-- Data for this task start --

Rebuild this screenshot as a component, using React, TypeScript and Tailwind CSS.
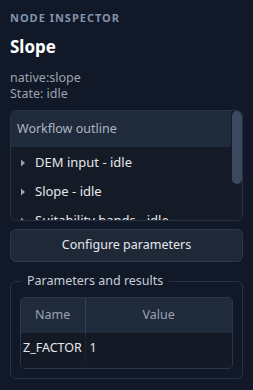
import React from 'react';

const items = ['DEM input - idle', 'Slope - idle', 'Suitability bands - idle'];

const Caret = () => (
    <svg width="6" height="8" viewBox="0 0 6 8" className="shrink-0">
        <path d="M1 0.5 L5 4 L1 7.5 Z" fill="#9ca3af" />
    </svg>
);

const App: React.FC = () => {
    return (
        <div
            className="w-[253px] h-[390px] bg-[#111827] text-[#e5e7eb] px-[10px] pt-[11px] overflow-hidden"
            style={{ fontFamily: '"Noto Sans", "Open Sans", sans-serif' }}
        >
            <div className="text-[11px] font-bold tracking-[0.09em] uppercase text-[#8193ad] leading-[14px]">
                Node Inspector
            </div>
            <h2 className="mt-[11px] text-[17px] font-bold text-white leading-[22px]">Slope</h2>
            <div className="mt-[12px] text-[12.5px] leading-[16px] text-[#9ca3af]">
                <div>native:slope</div>
                <div>State: idle</div>
            </div>

            <div className="mt-[8px] relative h-[111px] rounded-[6px] border border-[#273245] bg-[#141b27] overflow-hidden">
                <div className="h-[36px] bg-[#1f2a3b] flex items-center pl-[6px] text-[12.5px] text-[#aeb6c2]">
                    Workflow outline
                </div>
                <div className="pt-[1px]">
                    {items.map((it) => (
                        <div key={it} className="h-[29px] flex items-center gap-[9px] pl-[9px] text-[13px] text-[#e5e7eb]">
                            <Caret />
                            <span>{it}</span>
                        </div>
                    ))}
                </div>
                <div className="absolute top-0 right-0 w-[11px] h-full bg-[#151c28]">
                    <div className="mx-auto mt-0 w-[10px] h-[73px] rounded-[5px] bg-[#3a4960]" />
                </div>
            </div>

            <button className="mt-[8px] w-full h-[33px] rounded-[6px] border border-[#2c384b] bg-[#1e2837] text-[12.5px] text-[#e5e7eb]">
                Configure parameters
            </button>

            <fieldset className="mt-[11px] rounded-[6px] border border-[#273245] px-[9px] pb-[9px] pt-0">
                <legend className="ml-[1px] px-[6px] text-[12.5px] text-[#c7ced8] leading-[16px]">
                    Parameters and results
                </legend>
                <div className="mt-[8px] rounded-[5px] border border-[#2a3649] overflow-hidden">
                    <table className="w-full border-collapse text-[12.5px]">
                        <thead>
                            <tr className="bg-[#1f2a3b] h-[35px] text-[#9aa3b0]">
                                <th className="w-[64px] font-normal border-r border-[#34425a]">Name</th>
                                <th className="font-normal">Value</th>
                            </tr>
                        </thead>
                        <tbody>
                            <tr className="bg-[#131a25] h-[30px] text-[#e5e7eb]">
                                <td className="pl-[2px] border-r border-[#1c2432]">Z_FACTOR</td>
                                <td className="pl-[4px]">1</td>
                            </tr>
                            <tr className="h-[5px] bg-[#141b27]">
                                <td colSpan={2} />
                            </tr>
                        </tbody>
                    </table>
                </div>
            </fieldset>
        </div>
    );
};

export default App;
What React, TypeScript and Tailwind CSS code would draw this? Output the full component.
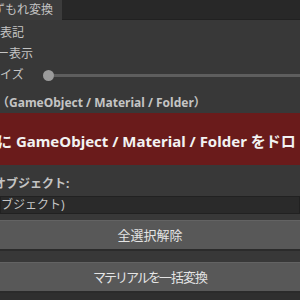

-- Data for this task end --

> What is asked
Omit any images, then output the listing exactly.

> Exercise response
Rebuild this screenshot as a component, using React, TypeScript and Tailwind CSS.
import React from 'react';

const items = ['DEM input - idle', 'Slope - idle', 'Suitability bands - idle'];

const Caret = () => (
    <svg width="6" height="8" viewBox="0 0 6 8" className="shrink-0">
        <path d="M1 0.5 L5 4 L1 7.5 Z" fill="#9ca3af" />
    </svg>
);

const App: React.FC = () => {
    return (
        <div
            className="w-[253px] h-[390px] bg-[#111827] text-[#e5e7eb] px-[10px] pt-[11px] overflow-hidden"
            style={{ fontFamily: '"Noto Sans", "Open Sans", sans-serif' }}
        >
            <div className="text-[11px] font-bold tracking-[0.09em] uppercase text-[#8193ad] leading-[14px]">
                Node Inspector
            </div>
            <h2 className="mt-[11px] text-[17px] font-bold text-white leading-[22px]">Slope</h2>
            <div className="mt-[12px] text-[12.5px] leading-[16px] text-[#9ca3af]">
                <div>native:slope</div>
                <div>State: idle</div>
            </div>

            <div className="mt-[8px] relative h-[111px] rounded-[6px] border border-[#273245] bg-[#141b27] overflow-hidden">
                <div className="h-[36px] bg-[#1f2a3b] flex items-center pl-[6px] text-[12.5px] text-[#aeb6c2]">
                    Workflow outline
                </div>
                <div className="pt-[1px]">
                    {items.map((it) => (
                        <div key={it} className="h-[29px] flex items-center gap-[9px] pl-[9px] text-[13px] text-[#e5e7eb]">
                            <Caret />
                            <span>{it}</span>
                        </div>
                    ))}
                </div>
                <div className="absolute top-0 right-0 w-[11px] h-full bg-[#151c28]">
                    <div className="mx-auto mt-0 w-[10px] h-[73px] rounded-[5px] bg-[#3a4960]" />
                </div>
            </div>

            <button className="mt-[8px] w-full h-[33px] rounded-[6px] border border-[#2c384b] bg-[#1e2837] text-[12.5px] text-[#e5e7eb]">
                Configure parameters
            </button>

            <fieldset className="mt-[11px] rounded-[6px] border border-[#273245] px-[9px] pb-[9px] pt-0">
                <legend className="ml-[1px] px-[6px] text-[12.5px] text-[#c7ced8] leading-[16px]">
                    Parameters and results
                </legend>
                <div className="mt-[8px] rounded-[5px] border border-[#2a3649] overflow-hidden">
                    <table className="w-full border-collapse text-[12.5px]">
                        <thead>
                            <tr className="bg-[#1f2a3b] h-[35px] text-[#9aa3b0]">
                                <th className="w-[64px] font-normal border-r border-[#34425a]">Name</th>
                                <th className="font-normal">Value</th>
                            </tr>
                        </thead>
                        <tbody>
                            <tr className="bg-[#131a25] h-[30px] text-[#e5e7eb]">
                                <td className="pl-[2px] border-r border-[#1c2432]">Z_FACTOR</td>
                                <td className="pl-[4px]">1</td>
                            </tr>
                            <tr className="h-[5px] bg-[#141b27]">
                                <td colSpan={2} />
                            </tr>
                        </tbody>
                    </table>
                </div>
            </fieldset>
        </div>
    );
};

export default App;
What React, TypeScript and Tailwind CSS code would draw this? Output the full component.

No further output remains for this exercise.